A further basic feature of shares that might be discussed is the introduction of no par value shares, i.e. shares without a nominal value. The shares of both private and public companies are required to have a fixed nominal (or par) value, according to Section 186(1) of the Latvian Commercial Law. There is a trend in many countries to move away from a mandatory nominal value of shares as they are often associated with complications in share capital adjustments and could lead to confusion for market participants. Countries that allow no par value shares are, for example, Australia, Germany, Portugal and South Africa. While non par value shares may be attractive for businesses and their investors, they require careful drafting when reforming the law. One of the options to consider for Latvia is to offer businesses a choice between nominal (par) and no par value shares. This is the approach that the German Aktiengesetz currently takes.
Another possibility asked for by stakeholders is to facilitate the creation of classes of shares in private companies. The Latvian Commercial Law recognises the possibility of creating different classes of shares in Section 227. This provision, however, is to be found in the rules for public companies. As a result, the question arose whether different classes of shares can be created for private companies. While the Latvian Commercial Law does not contain a prohibition to create different share classes in private companies, the uncertainty regarding class rights created by the current law is often reported to create problems for private companies. Similar to some OECD countries (e.g., Germany, United States and the United Kingdom), Latvia may encourage the freedom for businesses and their equity investors to create different classes of shares, with different classes allowing the possibility to offer different equity participation to different types of investors. As there are different types of investors with different types of investment interests and profiles in the market, more flexibility in terms of share classes may encourage more equity investment at lower cost. The rise of start-up finance and private equity finance in the United States and the United Kingdom was – among other things – based on the ability of their legal systems to provide different share classes in private companies.
The logic that class rights are a means to satisfy the investment interests of different types of equity investors with the expectation that this will lead to more equity finance offered at lower cost may also call for a reconsideration of the regulation of class rights for public companies. The rules on class rights in Section 227 of the Latvian Commercial Law currently seem to limit the type of class rights that can be created. This section only mentions different rights with respect to: 1) receiving dividends; 2) receiving a liquidation quota; and 3) voting rights at a meeting of stockholders. Consequently, it seems that all other types of class rights are not recognised by Latvian law. However, investors and companies may have good reasons to provide certain shares with other types of administrative, financial or information rights. The occasion of looking into the issue of class rights for private companies might be combined with reconsidering a more liberal approach to the definition of classes of shares. One solution might be to do away with the enumeration of different types of class rights and instead only define what constitutes a class of shares. It would then be left to the businesses and their investors to negotiate the types of class rights that fit their needs. This approach is currently taken both by English and German company law.

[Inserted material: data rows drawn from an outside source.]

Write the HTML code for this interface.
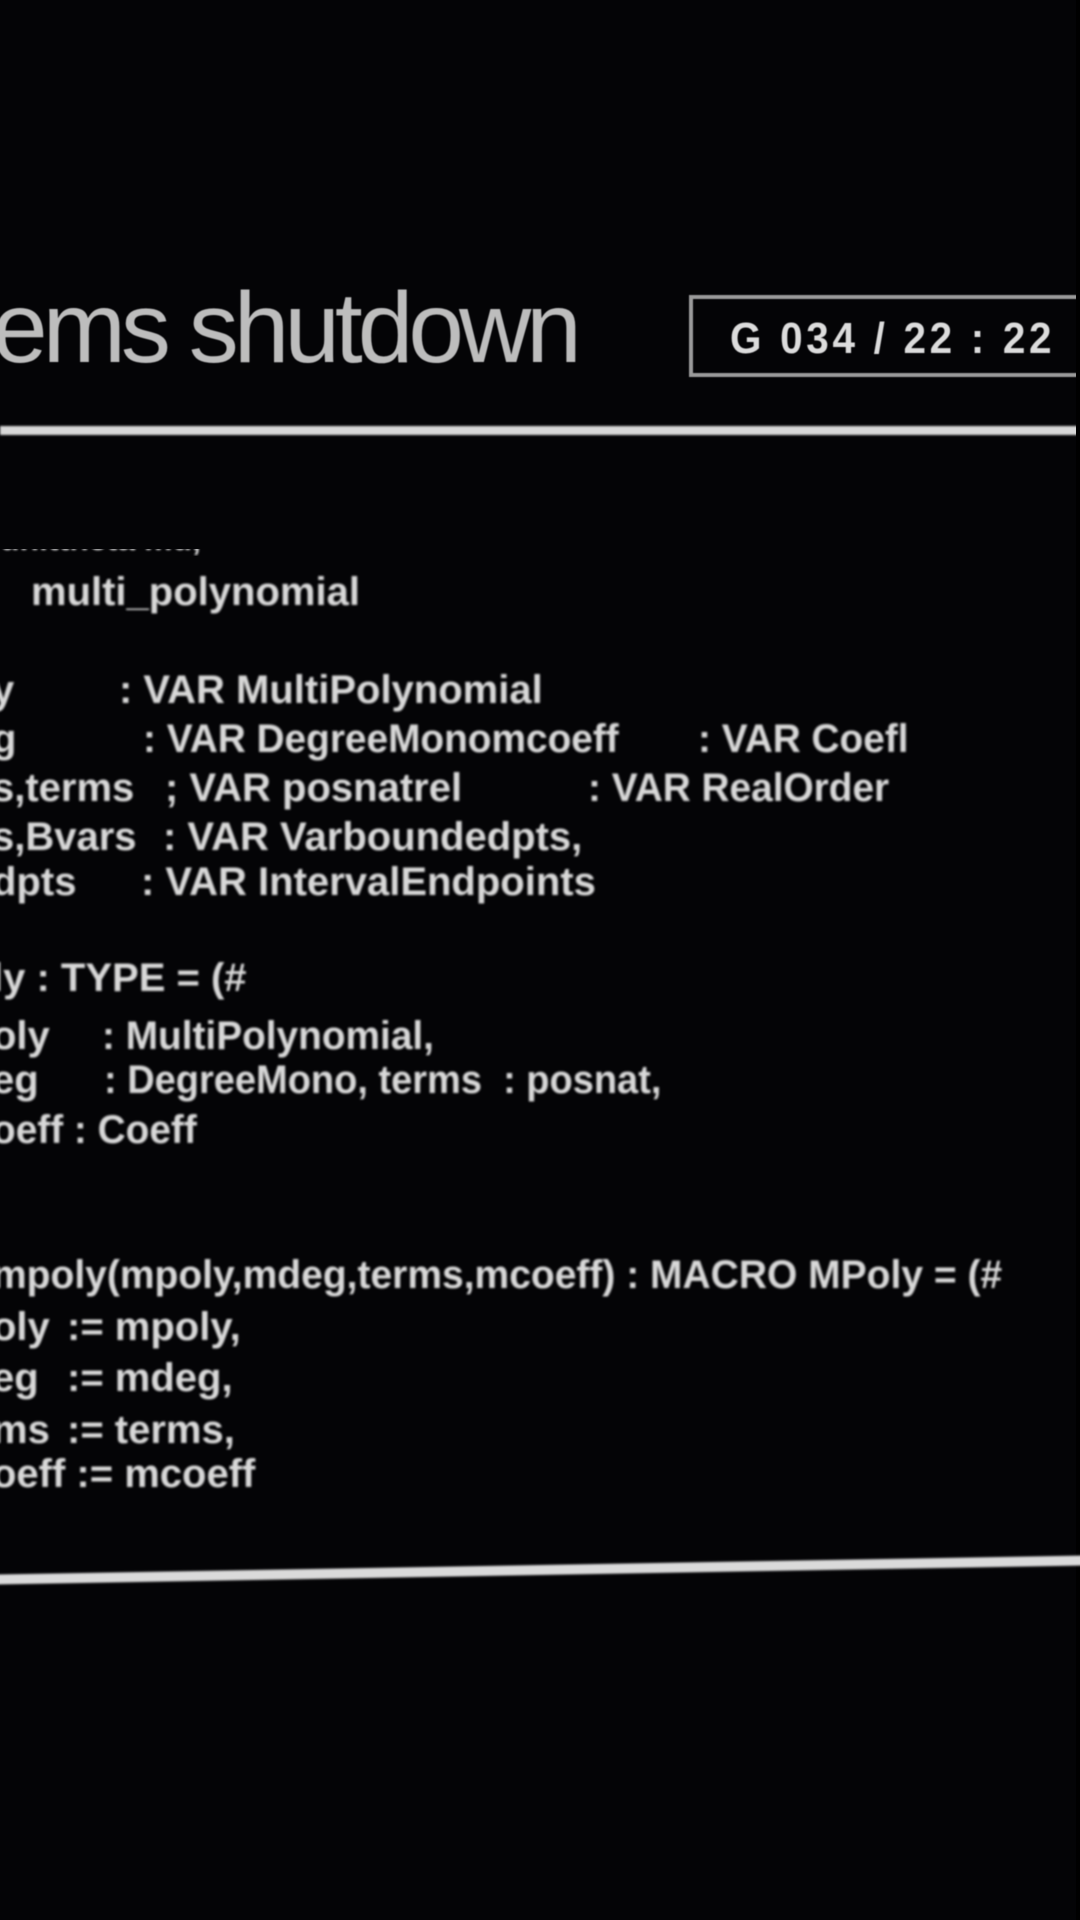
<!DOCTYPE html>
<html><head><meta charset="utf-8"><style>
html,body{margin:0;padding:0;background:#040406;}
body{width:1080px;height:1920px;position:relative;overflow:hidden;}
.t{position:absolute;white-space:pre;font-family:"Liberation Sans",sans-serif;}
.c{position:absolute;white-space:pre;font-family:"Liberation Sans",sans-serif;font-weight:bold;font-size:40px;color:#d8d8d8;line-height:1;filter:blur(1px);transform-origin:left;}
.s{transform:scaleX(0.97);}
</style></head><body>
<div class="t" style="left:-8px;top:278px;font-size:100px;color:#bdbdbd;letter-spacing:-5px;line-height:1;filter:blur(0.6px)">ems shutdown</div>
<div style="position:absolute;left:689px;top:295px;width:400px;height:74px;border:4px solid #9a9a9a;filter:blur(0.6px)"></div>
<div class="t" style="left:730px;top:317px;font-size:44px;font-weight:bold;color:#dcdcdc;line-height:1;transform:scaleX(0.92);transform-origin:left;letter-spacing:4px;filter:blur(0.6px)">G 034 / 22 : 22</div>
<div style="position:absolute;left:0;top:426px;width:1080px;height:9px;background:#d8d8d8;filter:blur(1px)"></div>
<div style="position:absolute;left:1076px;top:0;width:4px;height:1920px;background:#000"></div>

<div style="position:absolute;left:0;top:549px;width:240px;height:7px;overflow:hidden"><div class="c" style="left:0;top:-26px;font-size:32px">unittheta mu,</div></div>
<div class="c" style="left:31px;top:572px">multi_polynomial</div>

<div class="c" style="left:-8px;top:670px">y</div><div class="c" style="left:119px;top:670px">: VAR MultiPolynomial</div>
<div class="c" style="left:-8px;top:719px">g</div><div class="c s" style="left:143px;top:719px">: VAR DegreeMonomcoeff</div><div class="c s" style="left:698px;top:719px">: VAR Coefl</div>
<div class="c" style="left:-8px;top:768px">s,terms</div><div class="c" style="left:165px;top:768px">; VAR posnatrel</div><div class="c s" style="left:588px;top:768px">: VAR RealOrder</div>
<div class="c" style="left:-8px;top:817px">s,Bvars</div><div class="c" style="left:163px;top:817px">: VAR Varboundedpts,</div>
<div class="c" style="left:-8px;top:862px">dpts</div><div class="c" style="left:141px;top:862px">: VAR IntervalEndpoints</div>

<div class="c" style="left:-8px;top:958px">ly : TYPE = (#</div>
<div class="c" style="left:-8px;top:1016px">oly</div><div class="c s" style="left:102px;top:1016px">: MultiPolynomial,</div>
<div class="c" style="left:-8px;top:1060px">eg</div><div class="c" style="left:104px;top:1060px;transform:scaleX(0.95)">: DegreeMono, terms  : posnat,</div>
<div class="c s" style="left:-8px;top:1110px">oeff : Coeff</div>

<div class="c" style="left:-8px;top:1255px;transform:scaleX(0.975)">mpoly(mpoly,mdeg,terms,mcoeff) : MACRO MPoly = (#</div>
<div class="c" style="left:-8px;top:1307px">oly</div><div class="c" style="left:67px;top:1307px">:= mpoly,</div>
<div class="c" style="left:-8px;top:1358px">eg</div><div class="c" style="left:67px;top:1358px">:= mdeg,</div>
<div class="c" style="left:-8px;top:1410px">ms</div><div class="c" style="left:67px;top:1410px">:= terms,</div>
<div class="c" style="left:-8px;top:1454px">oeff := mcoeff</div>

<div style="position:absolute;left:-10px;top:1565px;width:1100px;height:10px;background:#dadada;transform:rotate(-1deg);filter:blur(1px)"></div>
</body></html>
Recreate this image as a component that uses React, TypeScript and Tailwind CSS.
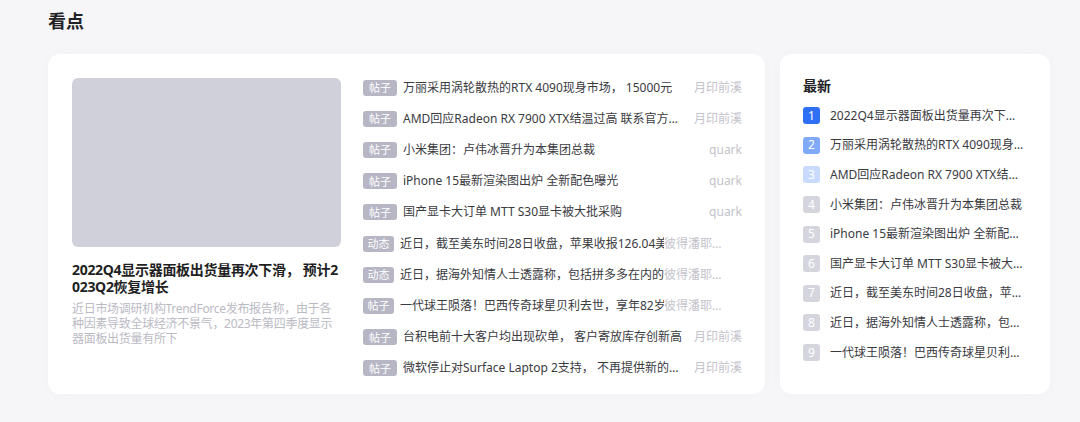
import React from "react";

type Post = {
  tag: string;
  title: string;
  author: string;
  tight?: boolean;
};

const posts: Post[] = [
  { tag: "帖子", title: "万丽采用涡轮散热的RTX 4090现身市场， 15000元", author: "月印前溪" },
  { tag: "帖子", title: "AMD回应Radeon RX 7900 XTX结温过高 联系官方售后处理", author: "月印前溪" },
  { tag: "帖子", title: "小米集团：卢伟冰晋升为本集团总裁", author: "quark" },
  { tag: "帖子", title: "iPhone 15最新渲染图出炉 全新配色曝光", author: "quark" },
  { tag: "帖子", title: "国产显卡大订单 MTT S30显卡被大批采购", author: "quark" },
  { tag: "动态", title: "近日，截至美东时间28日收盘，苹果收报126.04美元", author: "彼得潘耶夫斯基", tight: true },
  { tag: "动态", title: "近日，据海外知情人士透露称，包括拼多多在内的多家", author: "彼得潘耶夫斯基", tight: true },
  { tag: "帖子", title: "一代球王陨落！巴西传奇球星贝利去世，享年82岁", author: "彼得潘耶夫斯基", tight: true },
  { tag: "帖子", title: "台积电前十大客户均出现砍单， 客户寄放库存创新高", author: "月印前溪" },
  { tag: "帖子", title: "微软停止对Surface Laptop 2支持， 不再提供新的固件更新", author: "月印前溪" },
];

const latest = [
  "2022Q4显示器面板出货量再次下滑， 预计2023Q2恢复增长",
  "万丽采用涡轮散热的RTX 4090现身市场， 15000元",
  "AMD回应Radeon RX 7900 XTX结温过高 联系官方售后处理",
  "小米集团：卢伟冰晋升为本集团总裁",
  "iPhone 15最新渲染图出炉 全新配色曝光",
  "国产显卡大订单 MTT S30显卡被大批采购",
  "近日，截至美东时间28日收盘，苹果收报126.04美元",
  "近日，据海外知情人士透露称，包括拼多多在内的多家",
  "一代球王陨落！巴西传奇球星贝利去世，享年82岁",
];

// summary text, broken into the three lines the card shows
const summaryLines = [
  "近日市场调研机构TrendForce发布报告称，由于各",
  "种因素导致全球经济不景气，2023年第四季度显示",
  "器面板出货量有所下",
];

const rankColor = (i: number) => {
  if (i === 0) return "bg-[#2f6ff6]";
  if (i === 1) return "bg-[#80a9f8]";
  if (i === 2) return "bg-[#c8dafd]";
  return "bg-[#d5d5de]";
};

function PostRow({ post }: { post: Post }) {
  if (post.tight) {
    return (
      <div className="flex h-[31.2px] items-center">
        <span className="flex h-4 w-[31px] shrink-0 items-center justify-center rounded-[3px] bg-[#b6b6c4] text-[11px] leading-none text-white">
          {post.tag}
        </span>
        <span className="ml-[6px] w-[264px] shrink-0 overflow-hidden whitespace-nowrap text-[12px] text-[#3a3a3f]">
          {post.title}
        </span>
        <span className="w-[69px] truncate text-[12px] text-[#c3c3cb]">{post.author}</span>
      </div>
    );
  }
  return (
    <div className="flex h-[31.2px] items-center">
      <span className="flex h-4 w-[34px] shrink-0 items-center justify-center rounded-[3px] bg-[#b6b6c4] text-[11px] leading-none text-white">
        {post.tag}
      </span>
      <span className="ml-[6px] max-w-[281px] truncate text-[12px] text-[#3a3a3f]">{post.title}</span>
      <span className="ml-auto shrink-0 pl-2 text-[12px] text-[#c3c3cb]">{post.author}</span>
    </div>
  );
}

export default function App() {
  return (
    <div
      className="h-[422px] w-[1080px] overflow-hidden bg-[#f6f6f8] pl-12"
      style={{ fontFamily: '"Noto Sans", "Noto Sans CJK SC", sans-serif' }}
    >
      <h2 className="flex h-[54px] items-start pt-[8px] text-[18px] font-bold leading-[26px] text-[#222226]">看点</h2>

      <div className="flex gap-[15px]">
        {/* featured story + post list */}
        <div className="flex h-[340px] w-[717px] rounded-xl bg-white pl-6 pr-[23px] shadow-[0_0_12px_rgba(0,0,0,0.025)]">
          <div className="w-[270px] shrink-0 pt-6">
            <div className="h-[169px] w-[269px] rounded-md bg-[#d0d0da]" />
            <h3 className="mt-[14px] break-all text-[14px] font-bold leading-[17px] tracking-[-0.3px] text-[#1f1f23]">
              2022Q4显示器面板出货量再次下滑， 预计2023Q2恢复增长
            </h3>
            <p className="mt-[6px] text-[12px] leading-[15px] tracking-[-0.3px] text-[#babac4]">
              {summaryLines.map((line, i) => (
                <span key={i} className="block whitespace-nowrap">
                  {line}
                </span>
              ))}
            </p>
          </div>
          <div className="ml-[21px] flex-1 pt-[18px]">
            {posts.map((p, i) => (
              <PostRow key={i} post={p} />
            ))}
          </div>
        </div>

        {/* latest ranking */}
        <div className="h-[340px] w-[270px] rounded-xl bg-white px-[23px] pt-[22px] shadow-[0_0_12px_rgba(0,0,0,0.025)]">
          <div className="mb-[5px] text-[14px] font-bold leading-5 text-[#222226]">最新</div>
          {latest.map((t, i) => (
            <div key={i} className="flex h-[29.6px] items-center">
              <span
                className={`flex h-[17px] w-[17px] shrink-0 items-center justify-center rounded-[3px] text-[12px] leading-none text-white ${rankColor(i)}`}
              >
                {i + 1}
              </span>
              <span className="ml-[10px] min-w-0 flex-1 truncate text-[12px] text-[#3a3a3f]">{t}</span>
            </div>
          ))}
        </div>
      </div>
    </div>
  );
}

Similar considerations concern the regulation of preference shares. Preference shares are regulated in Sections 231 to 234 of the Latvian Commercial Law. Further provisions concern the position of preference shareholders, in particular in reorganisation. First, the fact that Sections 231 and following of the Latvian Commercial Law only apply to public companies raised the concern of several stakeholders that preference shares might be considered unavailable to private companies. At the least, even if registers and courts accept preference shares in private companies, their position is fraught with uncertainty, which increases the cost of capital. Second, a number of stakeholders suggested deregulating the rules on preference shares. Section 232(1) of the Latvian Commercial Law leaves it to the articles of association to determine the rights of preference shares. However, stakeholders felt that the following subsections limit the freedom to create preference shares that fit their needs. In particular, subsection (3) determines that preferences with special dividend rights acquire voting rights only if dividends are not paid for two successive accounting years. It was suggested to consider deregulation of the law on preference shares and generally allow the shareholders to determine the rights associated with preference shares. In addition, stakeholders felt that there is scope to simplify the currently drawn-out procedure for voiding preference shares.
A further related issue is the facilitation of employee share schemes. The Latvian Commercial Law provides rules on employee shares only for public companies in Section 255. Stakeholders have expressed that this creates uncertainty on whether employee shares can be used in private companies. Employee shares can play a useful role for private companies, in particular to provide equity-based incentives. Going beyond the reduced applicability of Section 255 of the Latvian Commercial Law, thought might be given to equipping employee shares in general with further benefits. English law, for example, provides the following benefits for employee share schemes: 1) as a default position, directors do not require specific authority to allot employee shares; 2) pre-emption rights do not apply to employee shares; 3) a public company is not prevented from giving financial assistance for the acquisition of shares for an employee share scheme; 4) the rules on share buy-backs are less strict for employee shares. As a related side note, stakeholders also suggested the general relaxation of the rules on share buy-backs.
Moving on to exit options, it might be worthwhile discussing the costs and benefits of the right of first refusal in Section 189 of the Latvian Commercial Law. This area of law has been the focus of recent reform. According to section 189 of the Latvian Commercial Law, the other shareholders have a right of first refusal if a shareholder in a private company sells his or her shares. While such a rule can found in some cases, it might reduce the attraction of being a shareholder in a private company. The obligation to offer shares to the other shareholders after entering into a purchase agreement may create uncertainty for the original share purchase agreements and make the sale of shares in a private company a lengthy process. As a result, shareholders interested in exiting private companies will find it more difficult to find a buyer willing to incur the costs for a share purchase that might not happen in the end. This in turn may add further difficulties to the already reduced exit options regarding private companies. If investors know that exit is difficult, they might refrain from investing in the first place. Therefore, equity finance for private companies can become more costly and scarce. In English and German law a right of first refusal does not exist as a default position in private company law. The shareholders are always free to negotiate such a right for their company and establish it in the articles of association. Latvia might benefit from monitoring how the practice as regards the right of first refusal develops over time and consider adjustments, if this seems beneficial.
A final brief point concerns tax law although it is generally not within the ambit of this report. It might be interesting to note, though, that stakeholders asked to reconsider the point in time at which profit accrues in terms of tax law for share options. Choosing the point in time when they are exercised rather than when they are issued might make them more attractive in practice.